This lesson illustrates the importance of elaboration processes in controlling the structure of materials at all scales, and consequently in optimizing their properties. Indeed, a material does not simply correspond to a compound, nor to a chemical composition. For example, the same chemical composition SiO2, known as silica, is the main constituent of sand, the superb crystals that make up quartz, window glass and the elegant protective frustule of diatoms. All these materials are made up of strings of SiO4 tetrahedra, but their properties differ because they have not been elaborated in the same way and, as a result, they can be crystallized or amorphous, and their "fine structures" are different. A material is the result of a combination of a chemical compound and a manufacturing process. A material's properties of use and its robustness are highly dependent on the quality of the coupling between its chemistry and its production process. The grand staircase of materials development, the one that takes us from the mesoscopic to the macroscopic world, can be taken either upwards or downwards. In the top-down mode, solid matter is divided or shaped by physical processes such as mechano-synthesis, laser ablation, ion etching, lithography or printing in the broadest sense. The bottom-up mode involves building matter by assembling molecular or nanometric objects. In this lecture, we present a review of the field based on a few relevant examples in which bottom-up or top-down elaboration processes and soft chemistry are cleverly coupled to build functional materials with meso- or hierarchical structures.
After a brief introduction to the elaboration of meso-structured porous films, whose walls can be amorphous or crystalline, obtained by soft chemistry and simple deposition, we placed particular emphasis on so-called "integrative" strategies. These provide access to materials with hierarchical structures, and are based on the coupling of soft chemistry, the physical chemistry of soft matter and a wide variety of elaboration processes. These multi-scale structures can be obtained in two main ways:
- the development of soft-chemistry synthesis modes in the presence of micelles - which partition the reaction space at the scale of a few nanometers (2-10 nm) -, combined with larger templates (such as latex beads, viruses, bacteria, etc.), water droplets in fog overhanging a surface on which a solvent is evaporating, a micron-scale but removable printed substrate, the micron structure of water-oil microemulsions, fibrous networks resulting from the organogelation of a solvent), and/or more generally to controlled phase separation phenomena.
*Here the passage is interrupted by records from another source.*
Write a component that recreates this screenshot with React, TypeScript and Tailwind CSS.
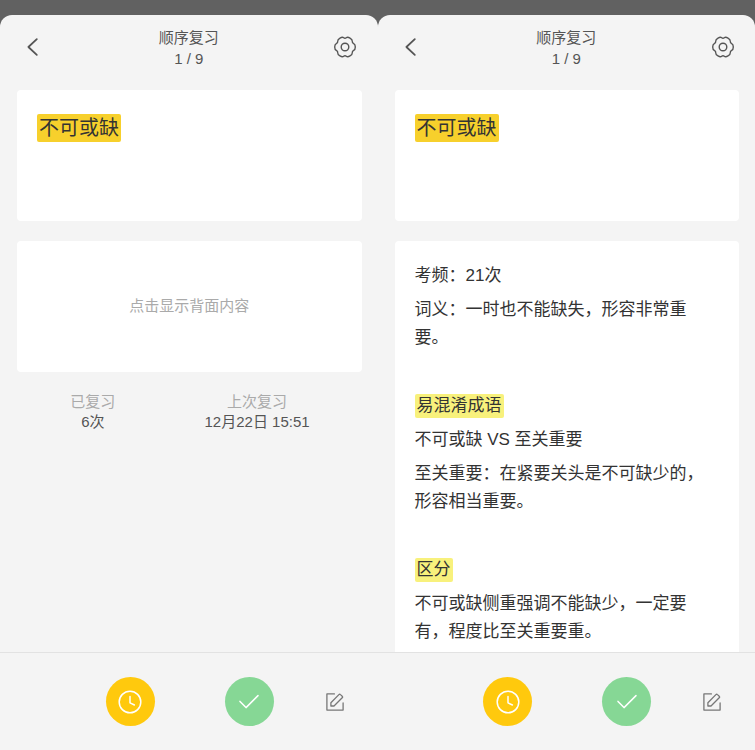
import React, { useState } from 'react';

const stroke = {
  fill: 'none',
  stroke: 'currentColor',
  strokeLinecap: 'round' as const,
  strokeLinejoin: 'round' as const,
};

const BackIcon = () => (
  <svg width="24" height="24" viewBox="0 0 24 24" strokeWidth="1.8" {...stroke} aria-hidden="true">
    <path d="M16.8 4.2 8.4 12l8.4 7.8" />
  </svg>
);

const GearIcon = () => (
  <svg width="24" height="24" viewBox="0 0 24 24" strokeWidth="1.4" {...stroke} aria-hidden="true">
    <path d="M22.3 12Q22.3 14.6 20.7 15.35Q19.1 16.1 19.25 17.85Q19.4 19.6 17 20.95Q14.6 22.3 13.3 21.25Q12 20.2 10.7 21.25Q9.4 22.3 7 20.95Q4.6 19.6 4.75 17.85Q4.9 16.1 3.3 15.35Q1.7 14.6 1.7 12Q1.7 9.4 3.3 8.65Q4.9 7.9 4.75 6.15Q4.6 4.4 7 3.05Q9.4 1.7 10.7 2.75Q12 3.8 13.3 2.75Q14.6 1.7 17 3.05Q19.4 4.4 19.25 6.15Q19.1 7.9 20.7 8.65Q22.3 9.4 22.3 12Z" />
    <circle cx="12" cy="12" r="3.8" />
  </svg>
);

const ClockIcon = () => (
  <svg width="24" height="24" viewBox="0 0 24 24" strokeWidth="1.5" {...stroke} aria-hidden="true">
    <circle cx="12" cy="12" r="10.8" />
    <path d="M12 6.4v6.4l4.4 2.2" />
  </svg>
);

const CheckIcon = () => (
  <svg width="24" height="24" viewBox="0 0 24 24" strokeWidth="1.5" {...stroke} aria-hidden="true">
    <path d="M3 11.4 9 17.6 21 5.6" />
  </svg>
);

const EditIcon = () => (
  <svg width="18" height="18" viewBox="0 0 18 18" strokeWidth="1.3" {...stroke} aria-hidden="true">
    <path d="M8.4.9H.9v16.2h16.2V10" />
    <path d="M12.9 1.6q.8-.8 1.6 0l1.7 1.6q.8.8 0 1.6L8 13H4.9V9.8Z" />
  </svg>
);

const Mark = ({ children }: { children: React.ReactNode }) => (
  <mark className="inline-block rounded-xs bg-[#f8f17c] px-0.5 leading-6 text-[#333]">{children}</mark>
);

const CardBack = () => (
  <section className="flex flex-1 flex-col gap-1.5 rounded-t bg-white pt-[21px] pr-8 pl-5 text-[17px] leading-7 text-[#333]">
    <p>考频：21次</p>
    <p>词义：一时也不能缺失，形容非常重要。</p>
    <p><br /></p>
    <p><Mark>易混淆成语</Mark></p>
    <p>不可或缺 VS 至关重要</p>
    <p>至关重要：在紧要关头是不可缺少的，形容相当重要。</p>
    <p><br /></p>
    <p><Mark>区分</Mark></p>
    <p>不可或缺侧重强调不能缺少，一定要有，程度比至关重要重。</p>
  </section>
);

const ReviewScreen = ({ initialOpen = false }: { initialOpen?: boolean }) => {
  const [open, setOpen] = useState(initialOpen);

  return (
    <div className="flex min-w-0 flex-1 flex-col rounded-t-xl bg-[#f4f4f4]">
      <header className="flex items-start justify-between px-5 pt-3 pb-[21px] text-[#555]">
        <button type="button" aria-label="返回" className="mt-2">
          <BackIcon />
        </button>
        <div className="text-center text-[15px] leading-[21px]">
          <h1>顺序复习</h1>
          <p>1 / 9</p>
        </div>
        <button type="button" aria-label="设置" className="mt-2">
          <GearIcon />
        </button>
      </header>

      <main className="flex flex-1 flex-col gap-5 pr-4 pl-[17px]">
        <section className="h-[131px] rounded bg-white px-5 pt-6 text-xl leading-7 text-[#333]">
          <mark className="inline-block rounded-xs bg-[#f7d02c] px-0.5 text-[#333]">不可或缺</mark>
        </section>

        {open ? (
          <CardBack />
        ) : (
          <>
            <button
              type="button"
              onClick={() => setOpen(true)}
              className="h-[131px] rounded bg-white text-[15px] text-[#aaa]"
            >
              点击显示背面内容
            </button>
            <dl className="grid grid-cols-[6fr_7fr] pr-4 text-center text-[15px] leading-5">
              <div>
                <dt className="text-[#aaa]">已复习</dt>
                <dd className="text-[#555]">6次</dd>
              </div>
              <div>
                <dt className="text-[#aaa]">上次复习</dt>
                <dd className="text-[#555]">12月22日 15:51</dd>
              </div>
            </dl>
          </>
        )}
      </main>

      <footer className="flex h-[98px] items-center justify-end border-t border-[#e2e2e2] pr-[34px]">
        <button
          type="button"
          aria-label="稍后复习"
          className="mr-[70px] flex size-[49px] items-center justify-center rounded-full bg-[#ffc90d] text-white"
        >
          <ClockIcon />
        </button>
        <button
          type="button"
          aria-label="已掌握"
          className="mr-[52px] flex size-[49px] items-center justify-center rounded-full bg-[#86d795] text-white"
        >
          <CheckIcon />
        </button>
        <button type="button" aria-label="编辑" className="text-[#777]">
          <EditIcon />
        </button>
      </footer>
    </div>
  );
};

const App: React.FC = () => {
  return (
    <div
      lang="zh-CN"
      className="flex min-h-screen bg-[#616161] pt-[15px] font-['Liberation_Sans','Noto_Sans_CJK_SC',sans-serif]"
    >
      <ReviewScreen />
      <ReviewScreen initialOpen />
    </div>
  );
};

export default App;
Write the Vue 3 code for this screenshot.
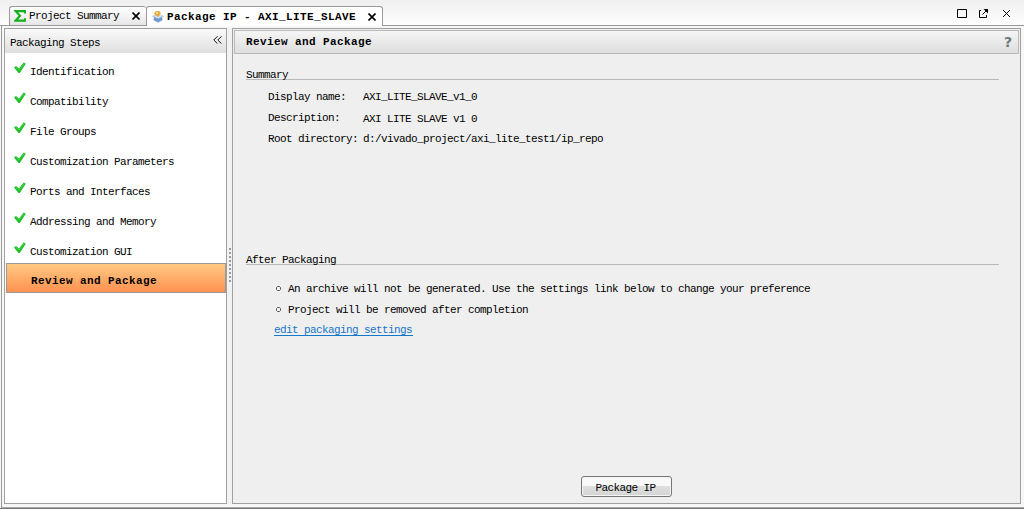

- the coupling of soft chemistry along this first path with physical processes such as electrospinning, spraying, inkjet printing, UV optical lithography using two-photon absorption, and reactive ion etching.
We have used numerous examples to illustrate the properties of these new materials. These materials are of interest in fields such as optics (photonic crystals), energy (storage materials for hydrogen, membranes for fuel cells, batteries, etc.), the environment (photocatalysts to eliminate pollutants, catalysts for petrochemicals, permselective membranes with facilitated transport), medicine and health (optical or magnetic probes, implants, vectors, etc.).